Vor der Polizei habe keiner ihrer Verwandten Respekt, schreibt Arab. Über allem stehe die «Ehre» der Familie, Frauen und Mädchen würden unterdrückt. «Manches klingt fast stereotyp», hielt die NZZ zu Arabs Schilderungen fest. Tatsächlich liest sich «Ein Leben zählt nichts» wie die Vorlage zu einem Krimi über organisierte Gewalt: der Fernsehserie «4 Blocks» zum Beispiel, die vom Clan der Hamady erzählt, der den Berliner Stadtteil Neukölln fest in seiner Gewalt hat.

Solche Clans sind in Deutschland traurige Realität. Zweifel an Latife Arabs Herkunft aus einer Clan-Familie kamen aber schon bald auf. Der Verlag verbürgte sich für die Authentizität der Geschichte. Einzelne Medien überprüften Teile des Buchs und bestätigten ihre Zuverlässigkeit. Im Dezember veröffentlichte der «Spiegel» eine Recherche, die auf Unstimmigkeiten in Arabs Schilderungen hinwies. Arab zog die Autorin des Artikels vor Gericht und erwirkte, dass einzelne Passagen nicht weiter verbreitet werden dürfen.

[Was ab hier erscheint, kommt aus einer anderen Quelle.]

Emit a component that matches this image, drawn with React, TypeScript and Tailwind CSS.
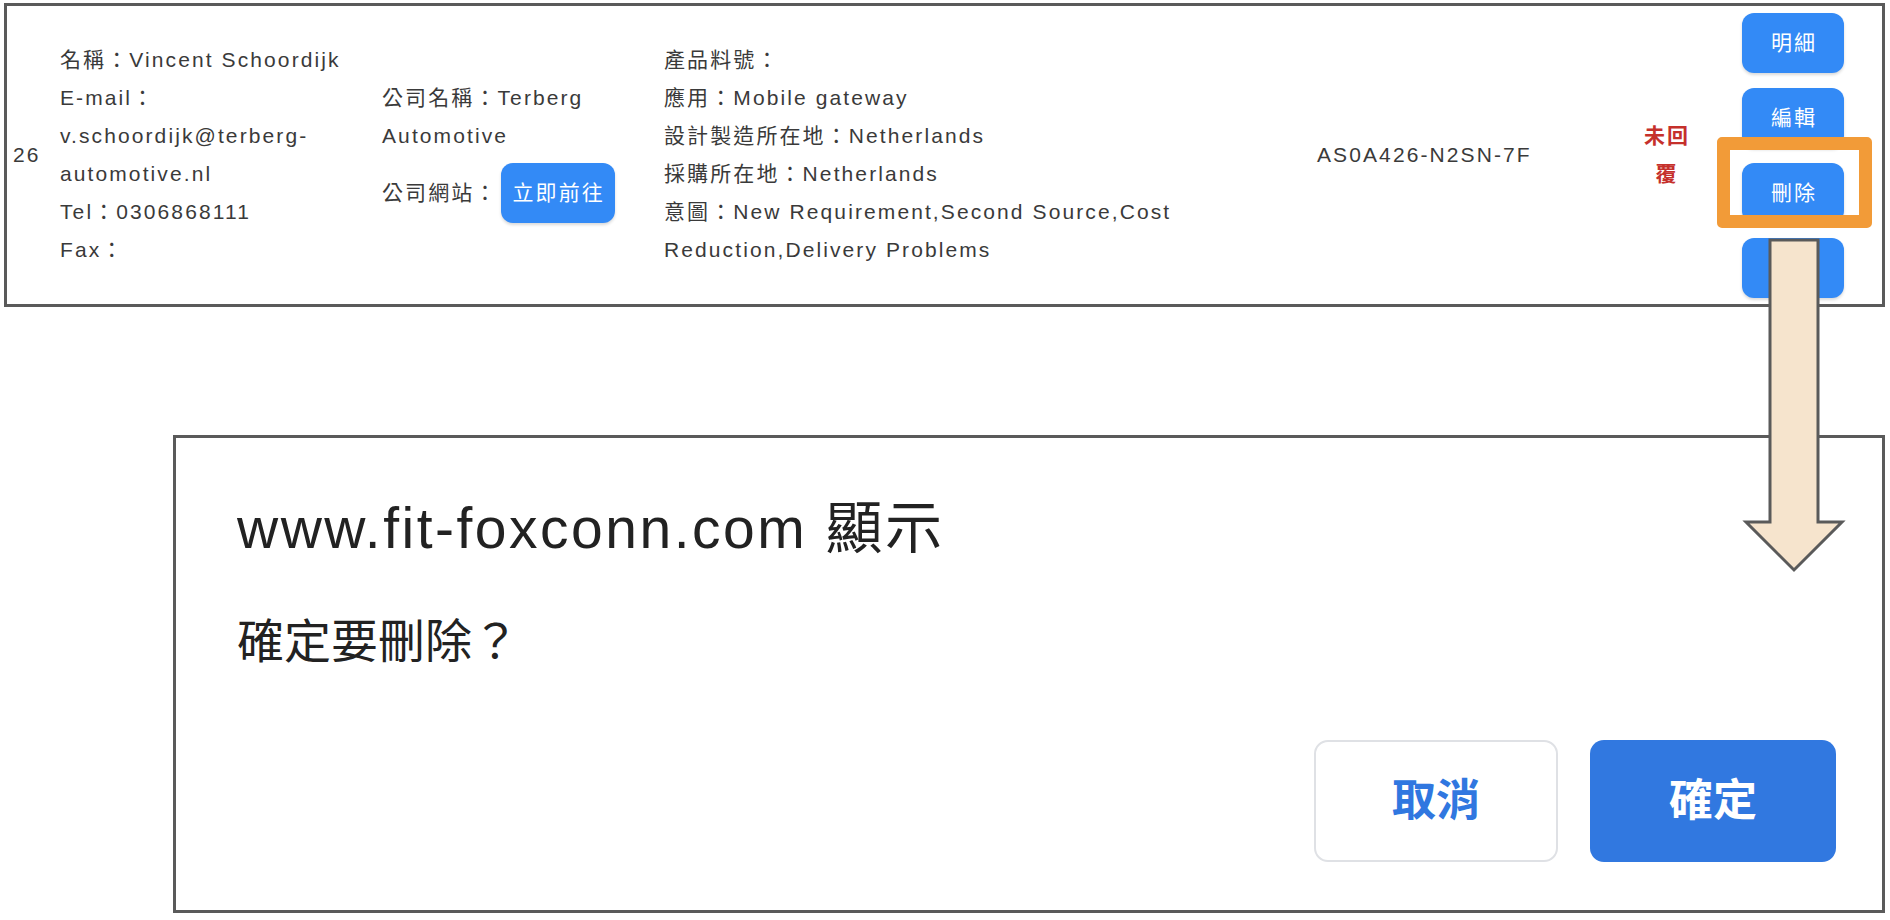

Ob Latife Arab die ist, die sie zu sein behauptet, ist offen. Wie viel von dem, was in ihrem Buch steht, den Tatsachen entspricht, auch. Um ihre Identität zu beweisen, habe Arab Dokumente vorgelegt, die wahrscheinlich gefälscht gewesen seien, sagt der Verlag. Daraufhin habe man der Autorin eine Frist gesetzt, um ihre Identität zu belegen. Die Frist sei ungenutzt verstrichen. Arabs Anwalt sagte der «Süddeutschen Zeitung», seine Mandantin sehe sich nicht in der Pflicht, Angaben zu ihrer Identität zu verifizieren. Für das Zustandekommen des Buches hätten diese «keine nachhaltige Relevanz».